BALTIMORE -- A year ago, the Orioles' bullpen was magnificent in locking down late-game leads, with the relief corps a big reason why Baltimore was able to go a baseball-best 29-9 in one-run games and advance to the American League Division Series.
That magic hasn't repeated itself. A night removed from surrendering four late-game runs, the Orioles 'pen again caved, with two ninth-inning scores off Tommy Hunter sinking Baltimore's hopes of making up Wild Card ground in Wednesday's 5-4 loss to the Yankees.
The losing effort wasted a four-hit night from Danny Valencia and a superb outing from starter Scott Feldman, costing Baltimore (77-68) -- which fell a half-game behind the Yankees -- a chance to make up ground on a scuffling Tampa Bay team that remains 1 1/2 games in front of them for the second American League Wild Card spot.
"We've got to be better," center fielder Adam Jones said of an Orioles club that is an AL-worst 16-26 in one-run games and 33-35 in games decided by two or fewer runs. "We've got to be stronger in the later innings as an offense, and a defense, as a pitching staff. This is a team loss. … As a team, we've just got to be that much better.
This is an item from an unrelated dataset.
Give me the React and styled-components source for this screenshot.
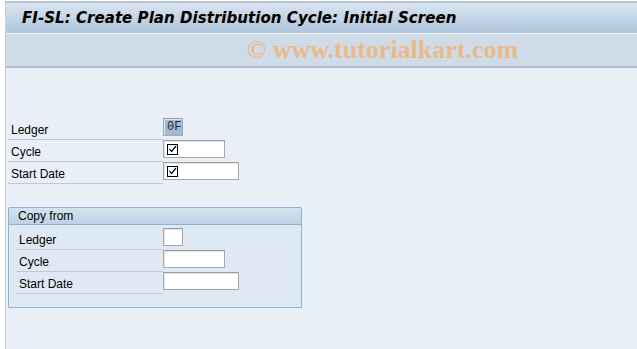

That's really all there is to it."
Baltimore -- which dropped to 6-5 over its last 11 games -- has struggled over the past two-plus months to put together a hot stretch reminiscent of 2012, with Wednesday's loss putting them at 24-25 since the All-Star break.
"There's a lot of baseball left," said manager Buck Showalter, who has made it no secret he's managing with a pretty beat-up bullpen. "Tonight was a tough night for us, like last night, but these guys will turn the page and compete their rears off tomorrow. Anybody that would want to close the door on us would be making a mistake."
The O's, who watched a two-run lead disappear on a pair of homers, couldn't keep the Yankees down. Hunter, who Showalter made sure to give off Tuesday, allowed a leadoff ninth-inning homer to Robinson Cano and was charged with another run after exiting in favor of lefty Troy Patton.
"It was a tie game," Hunter said of the situation after recording the final out of the eighth. "I like to be in them. I'd like to have it back."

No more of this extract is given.